Je partage pleinement l’objectif du rapporteur et de la commission, qui ont souhaité limiter les effets de cette reconnaissance juridique. En effet, le code civil prévoit déjà de nombreuses dispositions en cas de défaillance des parents.
À mon sens, créer aux parrain et marraine des obligations matérielles à l’égard de l’enfant et leur ouvrir la possibilité de pallier les manquements des parents serait leur imposer une charge trop importante. D’ailleurs, j’en suis convaincu, cela ne correspond pas à l’esprit du parrainage républicain, qui relève du symbole. L’engagement est et doit rester moral.
Par ailleurs, le texte, largement modifié par la commission, encadre et clarifie le parrainage, pour ce qui concerne tant le choix de la commune de célébration que les mentions devant figurer dans l’acte. Il précise que l’autorisation des parents dépositaires de l’autorité parentale est obligatoire.
Des conditions sont également imposées aux parrains et marraines : ne pas être déchus de leurs droits civiques, ne pas avoir failli à leur propre rôle de parent. Ces deux conditions me paraissent utiles et même indispensables, car le rôle dévolu à ces parrains est d’accompagner l’enfant dans l’apprentissage de la citoyenneté et des valeurs républicaines. Ils ont donc un statut d’exemple, je dirais même de modèle, pour leur filleul.

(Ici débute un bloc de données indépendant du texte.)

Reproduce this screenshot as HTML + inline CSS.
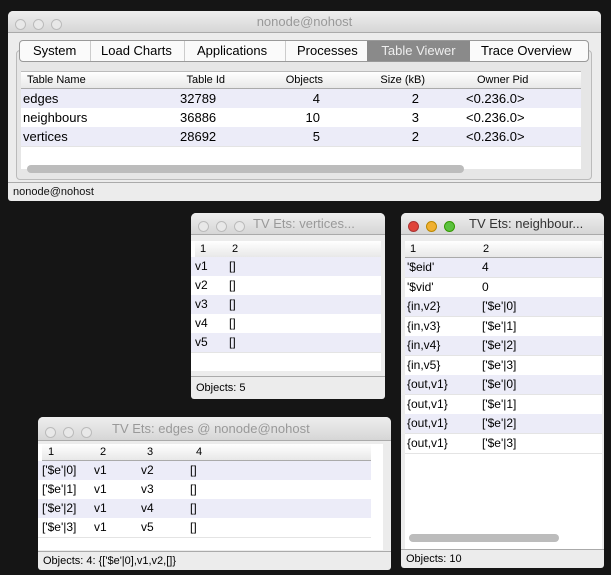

Pour conclure, je voudrais remercier l’auteur de cette proposition de loi, Yves Daudigny, qui a eu le mérite de vouloir clarifier la question du parrainage civil. Je tiens également à saluer le travail du rapporteur, Yves Détraigne, et de la commission des lois, qui ont su amender cette proposition de loi dans le bon sens.
Avec mes collègues maires, nous attendions ce texte qui, en donnant un cadre au parrainage républicain, répond à nos préoccupations d’élus locaux en termes de clarification et de simplification.